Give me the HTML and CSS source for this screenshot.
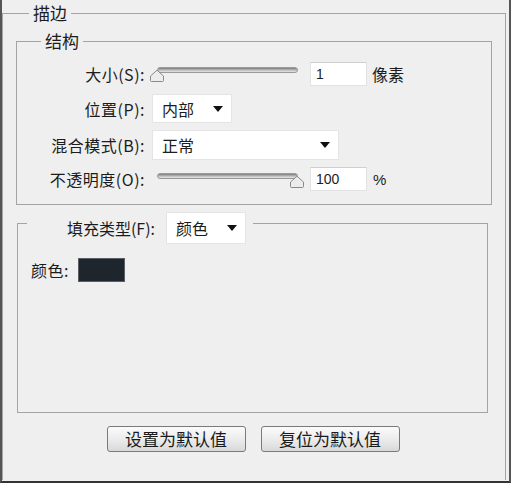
FILE: index.html
```html
<!DOCTYPE html>
<html lang="zh-CN">
<head>
    <meta charset="UTF-8">
    <title>描边</title>
    <link rel="stylesheet" href="styles.css">
</head>
<body>
    <div class="dialog">
        <fieldset class="group outer">
            <legend class="title outer-title">描边</legend>

            <fieldset class="group structure">
                <legend class="title structure-title">结构</legend>
                <div class="form">
                    <label class="lbl">大小(S):</label>
                    <div class="ctrl">
                        <div class="slider">
                            <span class="track"></span>
                            <svg class="thumb thumb-min" width="16" height="13" viewBox="0 0 16 13">
                                <path d="M1.5 11.5 V7 L8 1.2 L14.5 7 V11.5 Q14.5 12.5 13.5 12.5 H2.5 Q1.5 12.5 1.5 11.5 Z" fill="#ececec" stroke="#8a8a8a"/>
                            </svg>
                        </div>
                        <input class="num" type="text" value="1">
                        <span class="unit">像素</span>
                    </div>

                    <label class="lbl">位置(P):</label>
                    <div class="ctrl">
                        <div class="select select-short"><span>内部</span><i class="arrow"></i></div>
                    </div>

                    <label class="lbl">混合模式(B):</label>
                    <div class="ctrl">
                        <div class="select select-long"><span>正常</span><i class="arrow"></i></div>
                    </div>

                    <label class="lbl">不透明度(O):</label>
                    <div class="ctrl">
                        <div class="slider">
                            <span class="track"></span>
                            <svg class="thumb thumb-max" width="16" height="13" viewBox="0 0 16 13">
                                <path d="M1.5 11.5 V7 L8 1.2 L14.5 7 V11.5 Q14.5 12.5 13.5 12.5 H2.5 Q1.5 12.5 1.5 11.5 Z" fill="#ececec" stroke="#8a8a8a"/>
                            </svg>
                        </div>
                        <input class="num" type="text" value="100">
                        <span class="unit pct">%</span>
                    </div>
                </div>
            </fieldset>

            <fieldset class="group fill">
                <legend class="fill-legend">
                    <span class="fill-label">填充类型(F):</span>
                    <div class="select select-fill"><span>颜色</span><i class="arrow"></i></div>
                </legend>
                <div class="color-row">
                    <span>颜色:</span>
                    <span class="swatch"></span>
                </div>
            </fieldset>

            <div class="buttons">
                <button class="btn">设置为默认值</button>
                <button class="btn">复位为默认值</button>
            </div>
        </fieldset>
    </div>
</body>
</html>
```

FILE: styles.css
```css
* {
    margin: 0;
    padding: 0;
    box-sizing: border-box;
}

body {
    background: #efefef;
    font-family: "Noto Sans CJK SC", sans-serif;
    color: #1c1c1c;
}

.dialog {
    width: 511px;
    height: 483px;
    background: #efefef;
    border-left: 2px solid #555;
    border-right: 2px solid #555;
    border-bottom: 2px solid #333;
    overflow: hidden;
}

.group {
    border: 1px solid #a4a4a4;
    min-width: 0;
}

.title {
    font-size: 17px;
    line-height: 20px;
    padding: 0 4px;
}

/* outer group */
.outer {
    margin: 3px 3px 0 0;
    padding: 8px 13px 28px;
    border-bottom: none;
}

.outer-title {
    margin-left: 13px;
}

/* structure group */
.structure {
    padding: 10px 0 13px;
}

.structure-title {
    margin-left: 24px;
}

.form {
    display: grid;
    grid-template-columns: 128px auto;
    grid-template-rows: 26px 29px 30px 24px;
    column-gap: 5px;
    row-gap: 7px;
}

.lbl {
    font-size: 16px;
    letter-spacing: 0.5px;
    text-align: right;
    align-self: center;
    line-height: 20px;
}

.ctrl {
    display: flex;
    align-items: center;
    gap: 5px;
}

.slider {
    position: relative;
    width: 155px;
    height: 100%;
}

.track {
    display: block;
    margin: 6px 0 0 7px;
    width: 141px;
    height: 6px;
    border-radius: 3px;
    border: 1px solid #9a9a9a;
    background: linear-gradient(#7d7d7d, #c4c4c4 60%, #e4e4e4);
}

.thumb {
    position: absolute;
    top: 8px;
}

.thumb-min {
    left: -1px;
}

.thumb-max {
    left: 139px;
}

.num {
    width: 57px;
    height: 24px;
    border: 1px solid #e2e2e2;
    border-top-color: #cfcfcf;
    background: #fff;
    font-family: "Liberation Sans", sans-serif;
    font-size: 14px;
    color: #1c1c1c;
    padding: 0 5px;
    outline: none;
}

.unit {
    font-size: 16px;
}

.pct {
    margin-left: 1px;
    font-family: "Liberation Sans", sans-serif;
    font-size: 15px;
}

.select {
    display: flex;
    align-items: center;
    justify-content: space-between;
    height: 100%;
    margin-left: 2px;
    padding: 0 8px 0 9px;
    background: #fff;
    border: 1px solid #e4e4e4;
    font-size: 16px;
}

.select-short {
    width: 80px;
}

.select-long {
    width: 187px;
}

.arrow {
    width: 0;
    height: 0;
    border-left: 5px solid transparent;
    border-right: 5px solid transparent;
    border-top: 6px solid #111;
}

/* fill group */
.fill {
    margin: 7px 4px 0 1px;
    padding: 24px 0 130px 13px;
}

.fill-legend {
    display: flex;
    align-items: flex-start;
    height: 22px;
    padding: 0 7px 0 0;
    margin-left: -4px;
}

.fill-label {
    width: 128px;
    text-align: right;
    font-size: 16px;
    line-height: 32px;
}

.select-fill {
    width: 80px;
    height: 32px;
    margin-left: 11px;
}

.color-row {
    display: flex;
    align-items: center;
    gap: 9px;
    font-size: 16px;
    letter-spacing: 0.5px;
}

.swatch {
    width: 47px;
    height: 24px;
    background: #1f252c;
    border: 1px solid #5a5f66;
}

/* buttons */
.buttons {
    display: flex;
    justify-content: center;
    gap: 15px;
    margin-top: 13px;
    padding-right: 2px;
}

.btn {
    width: 139px;
    height: 26px;
    border: 1px solid #7a7a7a;
    border-radius: 3px;
    background: linear-gradient(#fbfbfb, #ececec 50%, #d9d9d9);
    font-family: "Noto Sans CJK SC", sans-serif;
    font-size: 17px;
    line-height: 22px;
    color: #1a1a1a;
}
```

• Set exercise
Every line of the material is to be quoted exactly, with no pictures carried over.

• Problem solution
Give me the HTML and CSS source for this screenshot.
FILE: index.html
```html
<!DOCTYPE html>
<html lang="zh-CN">
<head>
    <meta charset="UTF-8">
    <title>描边</title>
    <link rel="stylesheet" href="styles.css">
</head>
<body>
    <div class="dialog">
        <fieldset class="group outer">
            <legend class="title outer-title">描边</legend>

            <fieldset class="group structure">
                <legend class="title structure-title">结构</legend>
                <div class="form">
                    <label class="lbl">大小(S):</label>
                    <div class="ctrl">
                        <div class="slider">
                            <span class="track"></span>
                            <svg class="thumb thumb-min" width="16" height="13" viewBox="0 0 16 13">
                                <path d="M1.5 11.5 V7 L8 1.2 L14.5 7 V11.5 Q14.5 12.5 13.5 12.5 H2.5 Q1.5 12.5 1.5 11.5 Z" fill="#ececec" stroke="#8a8a8a"/>
                            </svg>
                        </div>
                        <input class="num" type="text" value="1">
                        <span class="unit">像素</span>
                    </div>

                    <label class="lbl">位置(P):</label>
                    <div class="ctrl">
                        <div class="select select-short"><span>内部</span><i class="arrow"></i></div>
                    </div>

                    <label class="lbl">混合模式(B):</label>
                    <div class="ctrl">
                        <div class="select select-long"><span>正常</span><i class="arrow"></i></div>
                    </div>

                    <label class="lbl">不透明度(O):</label>
                    <div class="ctrl">
                        <div class="slider">
                            <span class="track"></span>
                            <svg class="thumb thumb-max" width="16" height="13" viewBox="0 0 16 13">
                                <path d="M1.5 11.5 V7 L8 1.2 L14.5 7 V11.5 Q14.5 12.5 13.5 12.5 H2.5 Q1.5 12.5 1.5 11.5 Z" fill="#ececec" stroke="#8a8a8a"/>
                            </svg>
                        </div>
                        <input class="num" type="text" value="100">
                        <span class="unit pct">%</span>
                    </div>
                </div>
            </fieldset>

            <fieldset class="group fill">
                <legend class="fill-legend">
                    <span class="fill-label">填充类型(F):</span>
                    <div class="select select-fill"><span>颜色</span><i class="arrow"></i></div>
                </legend>
                <div class="color-row">
                    <span>颜色:</span>
                    <span class="swatch"></span>
                </div>
            </fieldset>

            <div class="buttons">
                <button class="btn">设置为默认值</button>
                <button class="btn">复位为默认值</button>
            </div>
        </fieldset>
    </div>
</body>
</html>
```

FILE: styles.css
```css
* {
    margin: 0;
    padding: 0;
    box-sizing: border-box;
}

body {
    background: #efefef;
    font-family: "Noto Sans CJK SC", sans-serif;
    color: #1c1c1c;
}

.dialog {
    width: 511px;
    height: 483px;
    background: #efefef;
    border-left: 2px solid #555;
    border-right: 2px solid #555;
    border-bottom: 2px solid #333;
    overflow: hidden;
}

.group {
    border: 1px solid #a4a4a4;
    min-width: 0;
}

.title {
    font-size: 17px;
    line-height: 20px;
    padding: 0 4px;
}

/* outer group */
.outer {
    margin: 3px 3px 0 0;
    padding: 8px 13px 28px;
    border-bottom: none;
}

.outer-title {
    margin-left: 13px;
}

/* structure group */
.structure {
    padding: 10px 0 13px;
}

.structure-title {
    margin-left: 24px;
}

.form {
    display: grid;
    grid-template-columns: 128px auto;
    grid-template-rows: 26px 29px 30px 24px;
    column-gap: 5px;
    row-gap: 7px;
}

.lbl {
    font-size: 16px;
    letter-spacing: 0.5px;
    text-align: right;
    align-self: center;
    line-height: 20px;
}

.ctrl {
    display: flex;
    align-items: center;
    gap: 5px;
}

.slider {
    position: relative;
    width: 155px;
    height: 100%;
}

.track {
    display: block;
    margin: 6px 0 0 7px;
    width: 141px;
    height: 6px;
    border-radius: 3px;
    border: 1px solid #9a9a9a;
    background: linear-gradient(#7d7d7d, #c4c4c4 60%, #e4e4e4);
}

.thumb {
    position: absolute;
    top: 8px;
}

.thumb-min {
    left: -1px;
}

.thumb-max {
    left: 139px;
}

.num {
    width: 57px;
    height: 24px;
    border: 1px solid #e2e2e2;
    border-top-color: #cfcfcf;
    background: #fff;
    font-family: "Liberation Sans", sans-serif;
    font-size: 14px;
    color: #1c1c1c;
    padding: 0 5px;
    outline: none;
}

.unit {
    font-size: 16px;
}

.pct {
    margin-left: 1px;
    font-family: "Liberation Sans", sans-serif;
    font-size: 15px;
}

.select {
    display: flex;
    align-items: center;
    justify-content: space-between;
    height: 100%;
    margin-left: 2px;
    padding: 0 8px 0 9px;
    background: #fff;
    border: 1px solid #e4e4e4;
    font-size: 16px;
}

.select-short {
    width: 80px;
}

.select-long {
    width: 187px;
}

.arrow {
    width: 0;
    height: 0;
    border-left: 5px solid transparent;
    border-right: 5px solid transparent;
    border-top: 6px solid #111;
}

/* fill group */
.fill {
    margin: 7px 4px 0 1px;
    padding: 24px 0 130px 13px;
}

.fill-legend {
    display: flex;
    align-items: flex-start;
    height: 22px;
    padding: 0 7px 0 0;
    margin-left: -4px;
}

.fill-label {
    width: 128px;
    text-align: right;
    font-size: 16px;
    line-height: 32px;
}

.select-fill {
    width: 80px;
    height: 32px;
    margin-left: 11px;
}

.color-row {
    display: flex;
    align-items: center;
    gap: 9px;
    font-size: 16px;
    letter-spacing: 0.5px;
}

.swatch {
    width: 47px;
    height: 24px;
    background: #1f252c;
    border: 1px solid #5a5f66;
}

/* buttons */
.buttons {
    display: flex;
    justify-content: center;
    gap: 15px;
    margin-top: 13px;
    padding-right: 2px;
}

.btn {
    width: 139px;
    height: 26px;
    border: 1px solid #7a7a7a;
    border-radius: 3px;
    background: linear-gradient(#fbfbfb, #ececec 50%, #d9d9d9);
    font-family: "Noto Sans CJK SC", sans-serif;
    font-size: 17px;
    line-height: 22px;
    color: #1a1a1a;
}
```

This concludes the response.